Using the records that appear below, write out exactly the lines from the one with "Convert this screenshot to HTML and CSS code." through the one with "Reproduce this screenshot with HTML and CSS.", keeping both end lines.

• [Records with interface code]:
==============================

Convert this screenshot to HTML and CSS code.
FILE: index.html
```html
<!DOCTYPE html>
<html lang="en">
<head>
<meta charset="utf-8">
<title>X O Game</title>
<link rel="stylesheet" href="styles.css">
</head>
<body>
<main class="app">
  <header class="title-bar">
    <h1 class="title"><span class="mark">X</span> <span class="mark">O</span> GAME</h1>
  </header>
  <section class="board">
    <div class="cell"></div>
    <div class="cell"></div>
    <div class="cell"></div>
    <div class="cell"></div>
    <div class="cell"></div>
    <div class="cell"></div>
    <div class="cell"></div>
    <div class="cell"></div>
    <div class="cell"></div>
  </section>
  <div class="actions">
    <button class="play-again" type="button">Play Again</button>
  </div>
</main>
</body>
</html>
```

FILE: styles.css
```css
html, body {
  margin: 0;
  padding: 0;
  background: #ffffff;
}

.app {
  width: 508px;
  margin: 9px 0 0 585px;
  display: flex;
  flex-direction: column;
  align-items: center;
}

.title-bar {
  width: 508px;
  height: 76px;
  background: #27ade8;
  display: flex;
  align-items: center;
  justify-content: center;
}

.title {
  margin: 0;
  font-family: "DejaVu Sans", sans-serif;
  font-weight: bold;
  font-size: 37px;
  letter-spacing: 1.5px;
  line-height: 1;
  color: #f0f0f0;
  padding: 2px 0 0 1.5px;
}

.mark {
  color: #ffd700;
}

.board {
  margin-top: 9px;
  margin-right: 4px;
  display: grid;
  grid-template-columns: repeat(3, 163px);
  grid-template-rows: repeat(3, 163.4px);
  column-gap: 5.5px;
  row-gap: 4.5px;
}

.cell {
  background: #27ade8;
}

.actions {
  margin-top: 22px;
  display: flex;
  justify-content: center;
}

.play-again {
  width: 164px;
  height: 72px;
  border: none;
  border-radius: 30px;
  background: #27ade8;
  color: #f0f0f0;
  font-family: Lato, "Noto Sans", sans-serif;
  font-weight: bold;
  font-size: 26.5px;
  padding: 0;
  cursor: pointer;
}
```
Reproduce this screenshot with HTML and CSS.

==============================

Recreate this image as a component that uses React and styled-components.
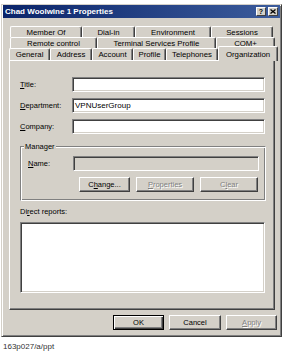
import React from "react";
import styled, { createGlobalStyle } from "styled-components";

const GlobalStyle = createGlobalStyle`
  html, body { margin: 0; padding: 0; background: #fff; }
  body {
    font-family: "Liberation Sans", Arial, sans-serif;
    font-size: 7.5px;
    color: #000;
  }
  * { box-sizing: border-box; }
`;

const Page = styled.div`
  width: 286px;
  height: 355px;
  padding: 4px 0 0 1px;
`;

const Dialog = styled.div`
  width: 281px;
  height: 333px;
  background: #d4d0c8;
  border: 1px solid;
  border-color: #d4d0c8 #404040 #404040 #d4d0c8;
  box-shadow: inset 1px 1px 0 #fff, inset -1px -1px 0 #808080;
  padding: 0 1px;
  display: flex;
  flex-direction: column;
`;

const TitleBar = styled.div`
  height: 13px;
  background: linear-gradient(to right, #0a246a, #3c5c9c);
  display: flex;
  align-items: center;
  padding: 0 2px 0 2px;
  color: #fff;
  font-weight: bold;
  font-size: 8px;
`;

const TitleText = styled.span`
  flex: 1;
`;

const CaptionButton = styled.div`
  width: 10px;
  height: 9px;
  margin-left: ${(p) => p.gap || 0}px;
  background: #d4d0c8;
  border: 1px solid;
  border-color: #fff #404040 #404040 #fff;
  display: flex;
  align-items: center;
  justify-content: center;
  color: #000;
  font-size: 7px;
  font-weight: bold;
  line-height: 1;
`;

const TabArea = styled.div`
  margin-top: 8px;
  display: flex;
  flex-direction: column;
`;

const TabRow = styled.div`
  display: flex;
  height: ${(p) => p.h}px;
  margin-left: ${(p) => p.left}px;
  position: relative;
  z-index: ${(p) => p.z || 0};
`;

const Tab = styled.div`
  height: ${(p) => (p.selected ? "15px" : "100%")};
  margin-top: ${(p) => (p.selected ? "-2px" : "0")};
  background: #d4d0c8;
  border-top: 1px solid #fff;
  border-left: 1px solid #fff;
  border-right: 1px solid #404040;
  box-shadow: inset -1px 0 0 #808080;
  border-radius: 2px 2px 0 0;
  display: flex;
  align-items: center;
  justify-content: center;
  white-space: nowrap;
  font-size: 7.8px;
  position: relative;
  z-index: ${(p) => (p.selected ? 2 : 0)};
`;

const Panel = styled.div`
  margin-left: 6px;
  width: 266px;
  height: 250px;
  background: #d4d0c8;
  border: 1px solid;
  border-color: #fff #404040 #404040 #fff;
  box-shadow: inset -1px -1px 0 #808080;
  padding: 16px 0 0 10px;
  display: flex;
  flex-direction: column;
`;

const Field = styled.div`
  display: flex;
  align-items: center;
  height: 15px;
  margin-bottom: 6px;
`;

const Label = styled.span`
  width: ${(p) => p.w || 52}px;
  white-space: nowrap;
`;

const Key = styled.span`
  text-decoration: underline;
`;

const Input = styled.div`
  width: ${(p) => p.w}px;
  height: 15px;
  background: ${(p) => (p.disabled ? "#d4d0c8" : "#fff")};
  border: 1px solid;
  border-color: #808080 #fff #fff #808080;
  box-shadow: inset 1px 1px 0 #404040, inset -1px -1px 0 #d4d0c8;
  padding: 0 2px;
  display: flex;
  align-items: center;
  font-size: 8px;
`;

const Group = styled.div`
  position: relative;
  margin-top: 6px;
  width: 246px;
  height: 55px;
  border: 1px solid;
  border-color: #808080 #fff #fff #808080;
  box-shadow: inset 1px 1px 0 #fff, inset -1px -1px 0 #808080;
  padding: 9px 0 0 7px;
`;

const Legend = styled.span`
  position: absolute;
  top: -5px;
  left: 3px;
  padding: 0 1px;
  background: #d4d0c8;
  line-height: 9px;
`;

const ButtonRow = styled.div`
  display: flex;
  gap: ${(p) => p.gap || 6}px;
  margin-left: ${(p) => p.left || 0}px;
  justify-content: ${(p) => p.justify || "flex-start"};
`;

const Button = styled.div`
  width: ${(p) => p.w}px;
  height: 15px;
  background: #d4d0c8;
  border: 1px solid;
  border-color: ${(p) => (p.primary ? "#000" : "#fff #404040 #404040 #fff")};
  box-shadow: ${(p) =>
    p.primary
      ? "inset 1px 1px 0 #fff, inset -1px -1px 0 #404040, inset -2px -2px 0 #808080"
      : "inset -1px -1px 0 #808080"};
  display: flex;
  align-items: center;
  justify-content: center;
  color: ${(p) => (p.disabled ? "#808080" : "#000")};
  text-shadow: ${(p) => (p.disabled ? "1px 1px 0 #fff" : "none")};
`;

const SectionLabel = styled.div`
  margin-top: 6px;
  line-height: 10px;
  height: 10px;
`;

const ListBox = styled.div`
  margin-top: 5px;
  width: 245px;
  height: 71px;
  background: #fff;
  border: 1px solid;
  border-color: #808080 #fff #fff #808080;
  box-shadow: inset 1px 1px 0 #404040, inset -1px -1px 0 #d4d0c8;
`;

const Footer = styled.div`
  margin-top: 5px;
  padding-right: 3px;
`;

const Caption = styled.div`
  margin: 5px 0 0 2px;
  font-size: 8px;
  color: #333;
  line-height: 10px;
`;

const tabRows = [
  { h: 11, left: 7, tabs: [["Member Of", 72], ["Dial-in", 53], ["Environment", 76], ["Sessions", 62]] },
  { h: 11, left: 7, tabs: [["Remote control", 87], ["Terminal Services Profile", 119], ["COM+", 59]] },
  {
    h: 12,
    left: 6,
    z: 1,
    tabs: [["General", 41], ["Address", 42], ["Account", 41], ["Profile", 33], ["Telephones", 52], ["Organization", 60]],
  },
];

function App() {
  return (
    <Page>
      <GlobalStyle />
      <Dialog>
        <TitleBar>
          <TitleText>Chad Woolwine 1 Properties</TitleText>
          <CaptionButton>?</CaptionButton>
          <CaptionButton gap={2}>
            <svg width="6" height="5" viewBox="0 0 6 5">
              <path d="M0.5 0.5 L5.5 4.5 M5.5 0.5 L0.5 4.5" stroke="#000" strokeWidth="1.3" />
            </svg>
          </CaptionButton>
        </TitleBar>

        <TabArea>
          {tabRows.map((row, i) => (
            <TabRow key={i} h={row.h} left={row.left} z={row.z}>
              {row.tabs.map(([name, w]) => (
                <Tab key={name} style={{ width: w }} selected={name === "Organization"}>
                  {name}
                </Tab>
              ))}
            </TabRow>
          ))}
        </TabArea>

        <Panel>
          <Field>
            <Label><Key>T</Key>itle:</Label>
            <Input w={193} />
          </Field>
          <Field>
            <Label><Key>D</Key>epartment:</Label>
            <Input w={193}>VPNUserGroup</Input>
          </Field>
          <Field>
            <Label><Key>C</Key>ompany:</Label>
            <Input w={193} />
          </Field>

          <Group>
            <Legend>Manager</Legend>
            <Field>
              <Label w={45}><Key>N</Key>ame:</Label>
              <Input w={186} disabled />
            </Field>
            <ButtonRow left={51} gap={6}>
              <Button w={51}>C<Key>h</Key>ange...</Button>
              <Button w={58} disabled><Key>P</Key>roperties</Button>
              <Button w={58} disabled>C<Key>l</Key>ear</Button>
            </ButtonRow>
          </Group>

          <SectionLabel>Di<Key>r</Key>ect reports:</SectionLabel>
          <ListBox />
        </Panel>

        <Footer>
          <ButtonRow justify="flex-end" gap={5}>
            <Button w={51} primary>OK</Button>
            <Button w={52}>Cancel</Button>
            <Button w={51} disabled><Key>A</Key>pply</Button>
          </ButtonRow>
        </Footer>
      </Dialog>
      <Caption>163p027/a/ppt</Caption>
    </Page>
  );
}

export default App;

==============================

• [ANSWER TO THIS TASK]:
Convert this screenshot to HTML and CSS code.
FILE: index.html
```html
<!DOCTYPE html>
<html lang="en">
<head>
<meta charset="utf-8">
<title>X O Game</title>
<link rel="stylesheet" href="styles.css">
</head>
<body>
<main class="app">
  <header class="title-bar">
    <h1 class="title"><span class="mark">X</span> <span class="mark">O</span> GAME</h1>
  </header>
  <section class="board">
    <div class="cell"></div>
    <div class="cell"></div>
    <div class="cell"></div>
    <div class="cell"></div>
    <div class="cell"></div>
    <div class="cell"></div>
    <div class="cell"></div>
    <div class="cell"></div>
    <div class="cell"></div>
  </section>
  <div class="actions">
    <button class="play-again" type="button">Play Again</button>
  </div>
</main>
</body>
</html>
```

FILE: styles.css
```css
html, body {
  margin: 0;
  padding: 0;
  background: #ffffff;
}

.app {
  width: 508px;
  margin: 9px 0 0 585px;
  display: flex;
  flex-direction: column;
  align-items: center;
}

.title-bar {
  width: 508px;
  height: 76px;
  background: #27ade8;
  display: flex;
  align-items: center;
  justify-content: center;
}

.title {
  margin: 0;
  font-family: "DejaVu Sans", sans-serif;
  font-weight: bold;
  font-size: 37px;
  letter-spacing: 1.5px;
  line-height: 1;
  color: #f0f0f0;
  padding: 2px 0 0 1.5px;
}

.mark {
  color: #ffd700;
}

.board {
  margin-top: 9px;
  margin-right: 4px;
  display: grid;
  grid-template-columns: repeat(3, 163px);
  grid-template-rows: repeat(3, 163.4px);
  column-gap: 5.5px;
  row-gap: 4.5px;
}

.cell {
  background: #27ade8;
}

.actions {
  margin-top: 22px;
  display: flex;
  justify-content: center;
}

.play-again {
  width: 164px;
  height: 72px;
  border: none;
  border-radius: 30px;
  background: #27ade8;
  color: #f0f0f0;
  font-family: Lato, "Noto Sans", sans-serif;
  font-weight: bold;
  font-size: 26.5px;
  padding: 0;
  cursor: pointer;
}
```
Reproduce this screenshot with HTML and CSS.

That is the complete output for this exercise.